**EXERCISE**: Leave out the pictures, and write out exactly the lines from the beginning of the material to the line holding "A New Device</h1>", that line included, and nothing else.

**DATASET EXCERPTS**:

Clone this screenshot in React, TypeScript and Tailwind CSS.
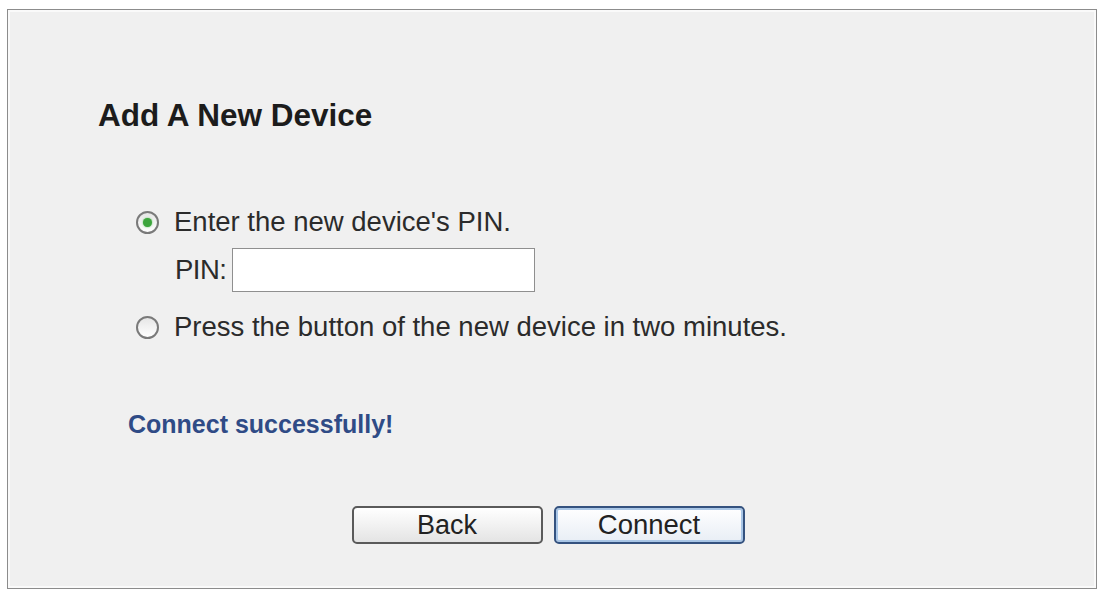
import { useState } from "react";

type Mode = "pin" | "pbc";

function Radio({ checked, onClick }: { checked: boolean; onClick: () => void }) {
  return (
    <button
      type="button"
      onClick={onClick}
      className="flex h-[23px] w-[23px] shrink-0 items-center justify-center rounded-full border-2 border-[#7a7a7a] bg-gradient-to-b from-[#e6e6e6] to-white"
    >
      {checked && <span className="h-[9px] w-[9px] rounded-full bg-[#3da53d] shadow-[0_0_2px_#5ec55e]" />}
    </button>
  );
}

export default function App() {
  const [mode, setMode] = useState<Mode>("pin");
  const [pin, setPin] = useState("");

  return (
    <div className="h-[592px] w-[1100px] bg-white pl-[7px] pt-[9px] font-['Liberation_Sans',Arial,sans-serif]">
      <div className="flex h-[580px] w-[1090px] flex-col border border-[#8c8c8c] bg-[#f0f0f0] pt-[87px] shadow-[inset_0_0_0_2px_#fafafa]">
        <h1 className="pl-[90px] text-[31.5px] font-bold leading-[36px] text-[#1c1c1c]">Add A New Device</h1>

        <div className="mt-[74px] flex flex-col pl-[128px] text-[27.5px] leading-[30px] text-[#2b2b2b]">
          <label className="flex items-center gap-[15px]">
            <Radio checked={mode === "pin"} onClick={() => setMode("pin")} />
            <span>Enter the new device's PIN.</span>
          </label>
          <div className="mt-[11px] flex items-center pl-[39px]">
            <span className="mr-[6px] tracking-[-0.5px]">PIN:</span>
            <input
              value={pin}
              onChange={(e) => setPin(e.target.value)}
              className="h-[44px] w-[303px] border border-[#8f8f8f] bg-white px-2 text-[22px] outline-none"
            />
          </div>
          <label className="mt-[20px] flex items-center gap-[15px]">
            <Radio checked={mode === "pbc"} onClick={() => setMode("pbc")} />
            <span>Press the button of the new device in two minutes.</span>
          </label>
        </div>

        <p className="mt-[67px] pl-[120px] text-[25px] font-bold leading-[30px] text-[#2f4b86]">Connect successfully!</p>

        <div className="mt-[67px] flex justify-center gap-[11px] pr-[8px]">
          <button
            type="button"
            className="h-[38px] w-[191px] rounded-[5px] border-2 border-[#5a5a5a] bg-gradient-to-b from-white to-[#e4e4e4] text-[27px] leading-none text-[#222]"
          >
            Back
          </button>
          <button
            type="button"
            className="h-[38px] w-[191px] rounded-[5px] border-2 border-[#34527f] bg-gradient-to-b from-white to-[#e8eef5] text-[27.5px] leading-none text-[#222] shadow-[inset_0_0_0_2px_#a9c6e6]"
          >
            Connect
          </button>
        </div>
      </div>
    </div>
  );
}
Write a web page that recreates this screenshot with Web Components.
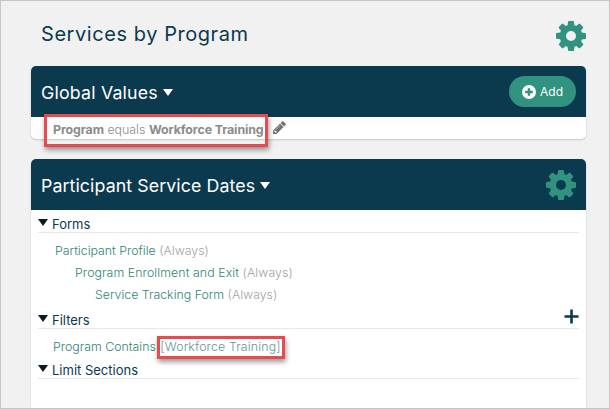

**RESULT OF THIS EXERCISE**:
Clone this screenshot in React, TypeScript and Tailwind CSS.
import { useState } from "react";

type Mode = "pin" | "pbc";

function Radio({ checked, onClick }: { checked: boolean; onClick: () => void }) {
  return (
    <button
      type="button"
      onClick={onClick}
      className="flex h-[23px] w-[23px] shrink-0 items-center justify-center rounded-full border-2 border-[#7a7a7a] bg-gradient-to-b from-[#e6e6e6] to-white"
    >
      {checked && <span className="h-[9px] w-[9px] rounded-full bg-[#3da53d] shadow-[0_0_2px_#5ec55e]" />}
    </button>
  );
}

export default function App() {
  const [mode, setMode] = useState<Mode>("pin");
  const [pin, setPin] = useState("");

  return (
    <div className="h-[592px] w-[1100px] bg-white pl-[7px] pt-[9px] font-['Liberation_Sans',Arial,sans-serif]">
      <div className="flex h-[580px] w-[1090px] flex-col border border-[#8c8c8c] bg-[#f0f0f0] pt-[87px] shadow-[inset_0_0_0_2px_#fafafa]">
        <h1 className="pl-[90px] text-[31.5px] font-bold leading-[36px] text-[#1c1c1c]">Add A New Device</h1>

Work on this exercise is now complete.